Don’t Overthink it. The Issue is Gun Control

I was in high school when the Columbine shootings occurred. I attended a large suburban high school that did not seem all that dissimilar from Columbine. There was a palpable…maybe not fear…but discomfort in the halls in the days following the tragedy. An abstract fear had suddenly became something within the realm of possibility. Shortly after Columbine I wrote a letter to the editor of our local paper urging school leaders to resist the urge to overreact with security measures that limited student freedom and autonomy. I believe I requested leaders to not turn our schools into a prison. Perhaps they took my advice because nothing changed.

I was living on the Southside of Milwaukee when a white supremacist murdered six people at a local Sikh temple. My wife baked cookies and we took them over to our neighbors who worshiped there.

The day I interviewed for my first academic job (the one I have) was the day of the Sandy Hook massacre. Between meetings I followed the details on my phone, I was shocked like everyone else, but also convinced that this is it. This was the tragedy that will finally open the policy window for action. The next day I returned to work at my conservative leaning think tank and penned a call for the right side of the aisle to embrace more common sense gun control. I received a little bit of pushback, but found people across the political spectrum willing to recognize we had a problem. Of course nothing changed.

In 2016 I wrote, in response to the Orlando massacre: “To me the best response to this tragedy is a steady commitment to our ideals as an open pluralistic society. If we as a nation lose that, we lose our very humanity.” After the Las Vegas shooting I had nothing to say.

Today I am once again writing about more mass shootings. I know that nothing I write will change anything, I write for me as part of my struggle to make sense of things. I can point fingers. I can blame incivility, I can blame mental illness, I can overthink it a million different ways. But one of the things that attracted me to public administration was the field’s commitment to addressing issues as they exist, not as we wish them to exist. Mental illness is part of the human condition. We can and should take steps to address it, but it will always exist. Incivility in our politics is something we can and should push to the fringes, but it will always exist to some degree.

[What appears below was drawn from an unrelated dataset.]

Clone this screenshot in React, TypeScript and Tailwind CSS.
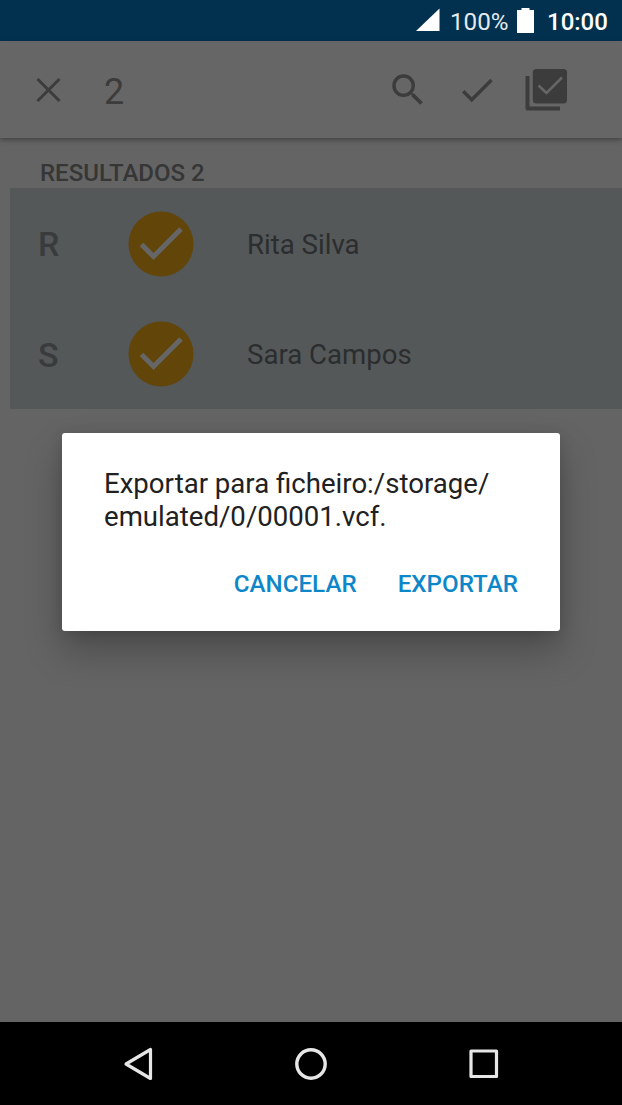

The common denominator in all of these mass shootings is easy access to guns. The main difference between the U.S. and other similar democratic societies vis-à-vis mass shootings is they do not have easy access to the weapons used in mass shootings. The reasons these shootings occur are complex and I am not dismissing the role of mental illness, hate, and the like. But the simple direct issue that can be addressed through policy change is gun control. Not taking meaningful action because of our ideological loyalties is a choice we make as a society. The consequences of that choice will no doubt continue.